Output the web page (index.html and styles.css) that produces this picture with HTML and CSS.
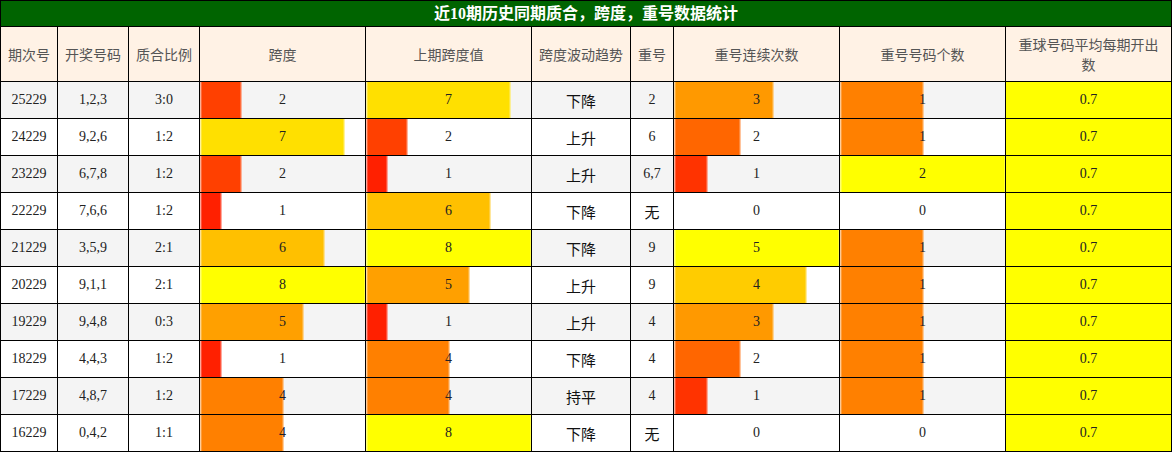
FILE: index.html
```html
<!DOCTYPE html>
<html lang="zh-CN">
<head>
<meta charset="utf-8">
<title>近10期历史同期质合，跨度，重号数据统计</title>
<link rel="stylesheet" href="styles.css">
</head>
<body>
<table class="stats">
  <colgroup>
    <col class="c-issue"><col class="c-num"><col class="c-ratio"><col class="c-bar"><col class="c-bar"><col class="c-trend"><col class="c-rep"><col class="c-bar"><col class="c-bar"><col class="c-bar">
  </colgroup>
  <tr class="title"><td colspan="10">近10期历史同期质合，跨度，重号数据统计</td></tr>
  <tr class="head">
    <th>期次号</th><th>开奖号码</th><th>质合比例</th><th>跨度</th><th>上期跨度值</th><th>跨度波动趋势</th><th>重号</th><th>重号连续次数</th><th>重号号码个数</th><th class="wrap">重球号码平均每期开出数</th>
  </tr>
  <tr class="odd"><td>25229</td><td>1,2,3</td><td>3:0</td><td class="bar" style="--w:25%;--c:#ff4000">2</td><td class="bar" style="--w:87.5%;--c:#ffe000">7</td><td class="cn">下降</td><td>2</td><td class="bar" style="--w:60%;--c:#ff9900">3</td><td class="bar" style="--w:50%;--c:#ff8000">1</td><td class="avg">0.7</td></tr>
  <tr><td>24229</td><td>9,2,6</td><td>1:2</td><td class="bar" style="--w:87.5%;--c:#ffe000">7</td><td class="bar" style="--w:25%;--c:#ff4000">2</td><td class="cn">上升</td><td>6</td><td class="bar" style="--w:40%;--c:#ff6600">2</td><td class="bar" style="--w:50%;--c:#ff8000">1</td><td class="avg">0.7</td></tr>
  <tr class="odd"><td>23229</td><td>6,7,8</td><td>1:2</td><td class="bar" style="--w:25%;--c:#ff4000">2</td><td class="bar" style="--w:12.5%;--c:#ff2000">1</td><td class="cn">上升</td><td>6,7</td><td class="bar" style="--w:20%;--c:#ff3300">1</td><td class="bar" style="--w:100%;--c:#ffff00">2</td><td class="avg">0.7</td></tr>
  <tr><td>22229</td><td>7,6,6</td><td>1:2</td><td class="bar" style="--w:12.5%;--c:#ff2000">1</td><td class="bar" style="--w:75%;--c:#ffc000">6</td><td class="cn">下降</td><td class="cn">无</td><td>0</td><td>0</td><td class="avg">0.7</td></tr>
  <tr class="odd"><td>21229</td><td>3,5,9</td><td>2:1</td><td class="bar" style="--w:75%;--c:#ffc000">6</td><td class="bar" style="--w:100%;--c:#ffff00">8</td><td class="cn">下降</td><td>9</td><td class="bar" style="--w:100%;--c:#ffff00">5</td><td class="bar" style="--w:50%;--c:#ff8000">1</td><td class="avg">0.7</td></tr>
  <tr><td>20229</td><td>9,1,1</td><td>2:1</td><td class="bar" style="--w:100%;--c:#ffff00">8</td><td class="bar" style="--w:62.5%;--c:#ffa000">5</td><td class="cn">上升</td><td>9</td><td class="bar" style="--w:80%;--c:#ffcc00">4</td><td class="bar" style="--w:50%;--c:#ff8000">1</td><td class="avg">0.7</td></tr>
  <tr class="odd"><td>19229</td><td>9,4,8</td><td>0:3</td><td class="bar" style="--w:62.5%;--c:#ffa000">5</td><td class="bar" style="--w:12.5%;--c:#ff2000">1</td><td class="cn">上升</td><td>4</td><td class="bar" style="--w:60%;--c:#ff9900">3</td><td class="bar" style="--w:50%;--c:#ff8000">1</td><td class="avg">0.7</td></tr>
  <tr><td>18229</td><td>4,4,3</td><td>1:2</td><td class="bar" style="--w:12.5%;--c:#ff2000">1</td><td class="bar" style="--w:50%;--c:#ff8000">4</td><td class="cn">下降</td><td>4</td><td class="bar" style="--w:40%;--c:#ff6600">2</td><td class="bar" style="--w:50%;--c:#ff8000">1</td><td class="avg">0.7</td></tr>
  <tr class="odd"><td>17229</td><td>4,8,7</td><td>1:2</td><td class="bar" style="--w:50%;--c:#ff8000">4</td><td class="bar" style="--w:50%;--c:#ff8000">4</td><td class="cn">持平</td><td>4</td><td class="bar" style="--w:20%;--c:#ff3300">1</td><td class="bar" style="--w:50%;--c:#ff8000">1</td><td class="avg">0.7</td></tr>
  <tr><td>16229</td><td>0,4,2</td><td>1:1</td><td class="bar" style="--w:50%;--c:#ff8000">4</td><td class="bar" style="--w:100%;--c:#ffff00">8</td><td class="cn">下降</td><td class="cn">无</td><td>0</td><td>0</td><td class="avg">0.7</td></tr>
</table>
</body>
</html>
```
FILE: styles.css
```css
body {
  margin: 0;
  background: #ffffff;
}

.stats {
  border-collapse: collapse;
  table-layout: fixed;
  width: 1172px;
  font-family: "Liberation Serif", "Noto Sans CJK SC", serif;
  font-size: 14px;
  color: #222222;
}

.c-issue { width: 57px; }
.c-num { width: 71px; }
.c-ratio { width: 71px; }
.c-bar { width: 166px; }
.c-trend { width: 99px; }
.c-rep { width: 43px; }

.stats td,
.stats th {
  border: 1px solid #000000;
  padding: 0;
  text-align: center;
  vertical-align: middle;
}

.title {
  height: 26px;
}

.title td {
  background: #006400;
  color: #ffffff;
  font-weight: bold;
  font-size: 16px;
  line-height: 20px;
}

.head {
  height: 55px;
}

.head th {
  background: #fff2e5;
  color: #555555;
  font-family: "Noto Sans CJK SC", sans-serif;
  font-weight: normal;
  font-size: 14px;
  line-height: 20px;
  white-space: nowrap;
}

.head th.wrap {
  white-space: normal;
  padding: 0 8px;
}

.stats tr:not(.title):not(.head) {
  height: 37px;
}

.odd {
  background: #f4f4f4;
}

.cn {
  font-family: "Noto Sans CJK SC", sans-serif;
  font-size: 15px;
  color: #111111;
}

.avg {
  background: #ffff00;
}

.bar {
  background-image:
    linear-gradient(to right,
      rgba(255, 255, 255, 0.45) 0 1px,
      transparent 1px calc(var(--w) - 1px),
      rgba(255, 255, 255, 0.45) calc(var(--w) - 1px) var(--w),
      transparent var(--w)),
    linear-gradient(to right, var(--c) var(--w), transparent var(--w));
}
```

□ □ □

Scan the material above for the string "index" and report each line where you find it.

Output the web page (index.html and styles.css) that produces this picture with HTML and CSS.
FILE: index.html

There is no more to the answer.